Jack sees how close Randall and Mr. Lawrence are getting when he drops Randall off at school early and watches the two chat about James Baldwin’s Notes of a Native Son. Okay, can we first talk about how Randall makes his parents take him to school at 6 a.m.? Of all the ridiculous things Randall does on this show — at any age — this one cuts me deepest. No wonder Little Kevin makes fun of him so much.
Anyway, Jack has nothing to contribute to Book Club, but when he sees Randall taking an interest in a young up-and-coming golfer named Tiger Woods, Jack pounces. He’ll take Randall golfing. He wants to bond with his son! But Jack ends up being so Jack on this outing that things take a turn. Randall tells his dad about everything Mr. Lawrence has said about Tiger Woods breaking barriers and how Randall is breaking barriers by being the first black student on the debate team at school, and he even opens up about how he knows things won’t be so easy for him in life. Jack misses the point completely, and eventually when he tells his young son that he “just doesn’t see color,” Randall has to explain to his father that this means he doesn’t actually see him.
That one hits Jack hard. He tells his son that he’s sorry and would like to be a better listener and less of a lecturer … and then follows that up with another Jack Lecture, so, like, did he learn anything today out on the golf course? This lecture, though, is about how Randall is going to be important and important relationships happen on the golf course. I mean, I don’t see Jack taking his daughter out on the golf course to learn how to play, but I guess that’s a conversation for another time. But it’s here, from Jack, where Randall learned that he might have to “play down” to the competition in order to really “win,” if you know what I mean. And we see Jack making Randall practice over and over and over until Randall becomes an excellent golfer. Excellent enough to scam all of the Philadelphia city council. Jack’s dreams for his son really do come true!
In the end, Jack does at least a little introspection and ends up inviting Mr. Lawrence and his wife over for dinner. Fingers crossed we see this dinner because it will be so awkward and I’ve decided that an awkward meal is what This Is Us does best.
We learn about Jack’s relationship to golf, too, because yes, what everyone wants in their primetime melodrama is more golfing storylines! Jack’s aversion to golf comes from the time he was forced to go play a round with Rebecca’s father and his friends. We head back to Jack and Rebecca’s courtship, not long after their big dinner in which Dave Malone flat out tells Jack that there’s no way in hell he’ll be marrying his daughter. But good ol’ Jack can never say no to Rebecca, and so when she encourages him to take her father up on his offer to go to the country club, he begrudgingly agrees.

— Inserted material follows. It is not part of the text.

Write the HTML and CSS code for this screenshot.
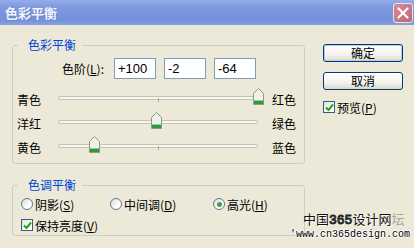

It’s a disaster, obviously. Dave is condescending and spends most of the time trying to get Jack a job interview with one of his buddies, something that Jack refuses to do out of principle. Meanwhile, Jack’s coping with this awkward situation by swallowing full gin-and-tonics. That snack cart girl has never made so many drinks in one day! Just kidding, you know all those country clubbers are fully buzzed 90 percent of the time.
Jack continues to drink and also to refuse help from Dave’s friends. As they’re leaving, Dave gives Jack a big dressing down about how his daughter will be married in a big church wedding and the reception will be at this country club and like, who knew Dave was so into wedding planning? It’s a big signal to Jack that once again, Dave doesn’t see this relationship with Rebecca working out. He’ll never be good enough. Jack, super drunk on G-and-Ts (which Dave knows), dishes it back once they arrive at the Malone’s. He tells Dave he’ll definitely be marrying his daughter, and they’re going to have a happy home with lots of kids running around — does Dave see himself in that future? It’s a great mic drop moment … until a drunk Jack gets in Dave’s face and then trips on the lawn.
It’s not a great look for Jack, but we know who wins this battle in the end.
This Is the Rest:
• KaToby’s trying to keep the fire going in their relationship, which has been nonexistent since Baby Jack was born. After some hurdles that include Kate worrying that Toby 2.0 is not attracted to her anymore and Toby feeling hurt that Kate might not totally support his weight loss, that fire burns brightly. It in no way fixes the problems in their relationship and I fear this isn’t the end of their marital strife, but hey, it’s nice that they’re getting some.
• Toby’s latest nickname for Miguel is “Miggy Stardust” and it is perfect.
• Speaking of! Kevin’s getting bored in Bradford (he’s staying until Nicky’s court hearing). When a hike with Nicky doesn’t work out, he heads to the gym, where he quickly lands a date with an employee. But in the end, it’s Cassidy who provides some much needed distraction: When Kevin brings his date home, he finds Cassidy waiting there, upset after a fight with Ryan, and it’s those two — you know, the ones with the simmering sexual tension — who end up in bed together.
• The Kevin/Nicky buddy comedy continues: When Kevin informs his uncle that he was “just creeping on his ex” after a little Instagram stalking, Nicky’s pitch-perfect response is “What’s that even mean?”
• I so badly wanted the camera to zoom out in that final scene to show someone watching Randall as he turned around and hit a golf ball directly into a water hazard and said “That’s for you, pop” and be like “WTF is going on here?” Because that was… a lot.